**Instruction**: Which lines hold the word "code"? Copy each of them from the material.

** BEGIN Data shown **

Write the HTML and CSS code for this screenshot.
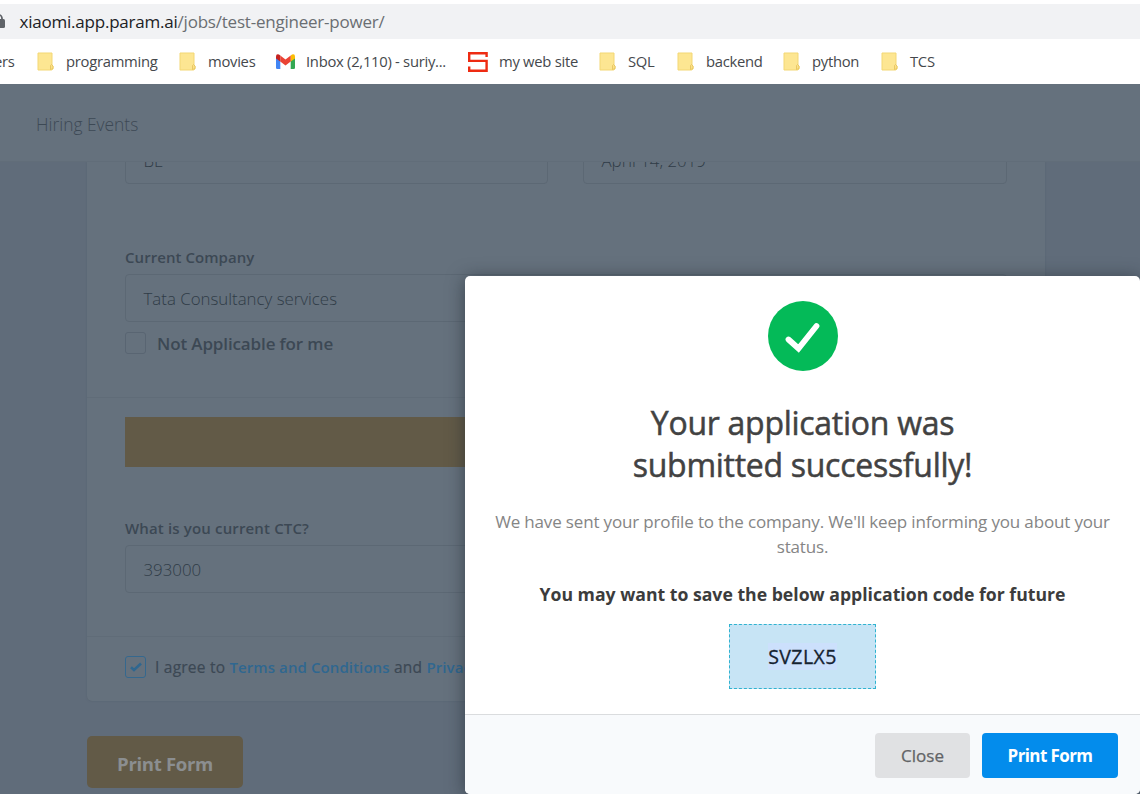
FILE: index.html
```
<!DOCTYPE html>
<html lang="en">
<head>
<meta charset="utf-8">
<title>Test Engineer - Power</title>
<link rel="stylesheet" href="styles.css">
</head>
<body>
<svg class="defs" width="0" height="0">
  <symbol id="folder" viewBox="0 0 17 19">
    <path d="M1 1h14v12l1 1v3l-1.500 1H1z" fill="#fde692" stroke="#f3d774"/>
    <path d="M13.500 17.500v-4l1-1 1.500 1.500v2.500z" fill="#fbe08a" stroke="#e5c257" stroke-width=".8"/>
  </symbol>
</svg>
<div class="urlbar">
  <svg class="lock" width="6" height="16" viewBox="0 0 6 16"><rect x="-7" y="5" width="12" height="9" rx="1.500" fill="#5f6368"/><path d="M-4 6V4.500a3 3.500 0 0 1 6 0V6" fill="none" stroke="#5f6368" stroke-width="1.800"/></svg>
  <div class="url"><span class="host">xiaomi.app.param.ai</span>/jobs/test-engineer-power/</div>
</div>
<div class="bookmarks">
  <div class="bm b0"><span>ers</span></div>
  <div class="bm"><svg width="17" height="19"><use href="#folder"/></svg><span>programming</span></div>
  <div class="bm"><svg width="17" height="19"><use href="#folder"/></svg><span>movies</span></div>
  <div class="bm b3"><svg width="19" height="15" viewBox="0 0 19 15"><path d="M0 3l4.300 3v9H1.300Q0 15 0 13.700z" fill="#4285f4"/><path d="M19 3l-4.300 3v9h3Q19 15 19 13.700z" fill="#34a853"/><path d="M14.700 1.500L16 .5q3-1 3 2V4.500l-4.300 3z" fill="#fbbc04"/><path d="M0 4.500V2.500q0-3 3-2l1.300 1v6z" fill="#c5221f"/><path d="M4.300 1.500L9.500 5.500l5.200-4v6L9.500 11.500 4.300 7.500z" fill="#ea4335"/></svg><span>Inbox (2,110) - suriy...</span></div>
  <div class="bm b4"><svg width="21" height="20" viewBox="0 0 21 20"><path d="M19.600 5V1.200H2.200V8.900H19.600V18.800H2.200V14.500" fill="none" stroke="#ee2b12" stroke-width="2.400"/></svg><span>my web site</span></div>
  <div class="bm"><svg width="17" height="19"><use href="#folder"/></svg><span>SQL</span></div>
  <div class="bm"><svg width="17" height="19"><use href="#folder"/></svg><span>backend</span></div>
  <div class="bm"><svg width="17" height="19"><use href="#folder"/></svg><span>python</span></div>
  <div class="bm"><svg width="17" height="19"><use href="#folder"/></svg><span>TCS</span></div>
</div>
<nav class="nav"><span>Hiring Events</span></nav>
<main class="page">
  <section class="card">
    <div class="row">
      <div class="input"><span>BE</span></div>
      <div class="input"><span>April 14, 2019</span></div>
    </div>
    <div class="group company">
      <label class="label">Current Company</label>
      <div class="input"><span>Tata Consultancy services</span></div>
      <div class="check"><span class="box"></span><span>Not Applicable for me</span></div>
    </div>
    <div class="group ctc">
      <div class="banner"></div>
      <label class="label question">What is you current CTC?</label>
      <div class="input"><span>393000</span></div>
    </div>
    <div class="group agree">
      <span class="box checked"><svg width="14" height="12" viewBox="0 0 14 12"><path d="M2 6.200l3 2.800L12 2.500" fill="none" stroke="#2f6790" stroke-width="2.600"/></svg></span>
      <span>I agree to <a>Terms and Conditions</a> and <a>Privacy Policy</a></span>
    </div>
  </section>
  <button class="submit">Print Form</button>
</main>
<div class="modal">
  <div class="body">
    <svg class="tick" width="70" height="70" viewBox="0 0 70 70"><circle cx="35" cy="35" r="35" fill="#04ba58"/><path d="M20.500 38.500L30.500 47.500 48.500 25" fill="none" stroke="#fff" stroke-width="5.800" stroke-linecap="round"/></svg>
    <h1>Your application was<br>submitted successfully!</h1>
    <p class="msg">We have sent your profile to the company. We'll keep informing you about your<br>status.</p>
    <p class="save">You may want to save the below application code for future</p>
    <div class="code"><span class="selected">SVZLX5</span></div>
  </div>
  <footer class="foot">
    <button class="btn close">Close</button>
    <button class="btn print">Print Form</button>
  </footer>
</div>
</body>
</html>
```
FILE: styles.css
```
* { box-sizing: border-box; }
body { margin: 0; width: 1140px; height: 794px; overflow: hidden; position: relative; display: flex; flex-direction: column; background: #fff; font-family: "Open Sans", "Noto Sans", sans-serif; white-space: nowrap; }
svg { display: block; flex: none; }
button { border: 0; font-family: inherit; padding: 0; }
.defs { position: absolute; }
.urlbar { flex: none; height: 35px; margin-top: 4px; background: #f1f2f4; display: flex; align-items: center; }
.url { margin-left: 13.500px; font-size: 17px; letter-spacing: -.22px; color: #6a6e72; }
.host { color: #202124; }
.bookmarks { flex: none; height: 45px; display: grid; grid-template-columns: 37px 142px 97px 191px 132px 78px 106px 98px 1fr; align-items: center; font-size: 14.800px; letter-spacing: -.28px; color: #45484c; }
.bm { display: flex; align-items: center; gap: 12px; }
.bm span { padding-bottom: 2px; }
.b0 { margin-left: -6px; }
.b3, .b4 { gap: 11px; }
.nav { flex: none; height: 77px; background: #65717d; display: flex; align-items: center; padding: 3px 0 0 36px; color: #3d4955; font-size: 17.400px; font-weight: 300; }
.page { flex: 1; min-height: 0; overflow: hidden; border-top: 1px solid #616d79; background: #606c7a; padding: 0 95px 0 87px; }
.card { height: 539px; background: #65717d; border-radius: 0 0 5px 5px; box-shadow: 0 0 2px #56626e; }
.row { height: 22px; overflow: hidden; padding: 0 38px; display: grid; grid-template-columns: 423px 424px; grid-template-rows: 22px; gap: 35px; align-items: end; }
.input { height: 48px; border: 1px solid #5c6874; border-radius: 4px; display: flex; align-items: center; padding: 0 17.500px; font-size: 16.850px; font-weight: 300; color: #303c47; }
.group { padding: 0 38px; border-bottom: 1px solid #606c78; }
.company { height: 214px; padding-top: 63px; }
.label { display: flex; height: 27px; align-items: center; padding-bottom: 8px; font-size: 15px; letter-spacing: .05px; font-weight: 600; color: #3c4854; }
.question { letter-spacing: .15px; }
.check { display: flex; align-items: center; gap: 11px; margin-top: 10px; height: 22px; font-size: 17px; letter-spacing: -.13px; font-weight: 600; color: #3c4854; }
.box { width: 21px; height: 22px; border: 1px solid #596572; border-radius: 3px; display: flex; align-items: center; justify-content: center; flex: none; }
.checked { border-color: #35688e; }
.ctc { height: 239px; padding-top: 19px; }
.banner { height: 50px; background: #625a47; margin-bottom: 51px; }
.agree { height: 64px; border: 0; display: flex; align-items: center; gap: 9px; font-size: 15.500px; letter-spacing: .22px; -webkit-text-stroke: .2px; color: #3c4854; padding-bottom: 4px; }
.agree a { color: #2f6790; font-weight: 600; font-size: 15px; letter-spacing: .09px; -webkit-text-stroke: 0; }
.submit { display: block; margin-top: 35px; padding-top: 2px; width: 156px; height: 52px; border-radius: 5px; background: #625a47; color: #8b8e90; font-size: 18.600px; letter-spacing: -.35px; font-weight: 700; }
.modal { position: absolute; left: 465px; top: 276px; width: 675px; height: 518px; border-radius: 5px; background: #fff; box-shadow: 0 2px 18px rgba(30,38,46,.6); overflow: hidden; display: flex; flex-direction: column; }
.body { flex: none; height: 438px; display: flex; flex-direction: column; align-items: center; text-align: center; padding-top: 25px; }
h1 { margin: 31px 0 0; font-size: 32px; letter-spacing: -.28px; line-height: 42px; font-weight: 400; -webkit-text-stroke: .5px; color: #424242; }
.msg { margin: 23px 0 0; font-size: 17px; letter-spacing: -.16px; line-height: 25px; color: #858585; }
.save { margin: 23px 0 0; height: 25px; line-height: 25px; font-size: 17.650px; font-weight: 700; color: #3c3c3c; }
.code { margin-top: 17px; width: 147px; height: 65px; border: 1px dashed #2fb3d0; background: #c7e4f5; color: #142231; font-size: 19.500px; letter-spacing: .4px; -webkit-text-stroke: .3px; display: flex; align-items: center; justify-content: center; }
.selected { background: #cce0fc; }
.foot { height: 80px; border-top: 1px solid #dadcde; background: #f8fafc; display: flex; gap: 12px; justify-content: flex-end; padding: 18px 22px 0 0; }
.btn { height: 45px; border-radius: 4px; font-size: 17px; }
.close { width: 95px; background: #e0e1e3; color: #626466; -webkit-text-stroke: .25px; }
.print { width: 136px; background: #038cec; color: #fff; font-weight: 700; letter-spacing: -.6px; }
```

** END Data shown **

**Written response**:
Write the HTML and CSS code for this screenshot.
    <p class="save">You may want to save the below application code for future</p>
    <div class="code"><span class="selected">SVZLX5</span></div>
.code { margin-top: 17px; width: 147px; height: 65px; border: 1px dashed #2fb3d0; background: #c7e4f5; color: #142231; font-size: 19.500px; letter-spacing: .4px; -webkit-text-stroke: .3px; display: flex; align-items: center; justify-content: center; }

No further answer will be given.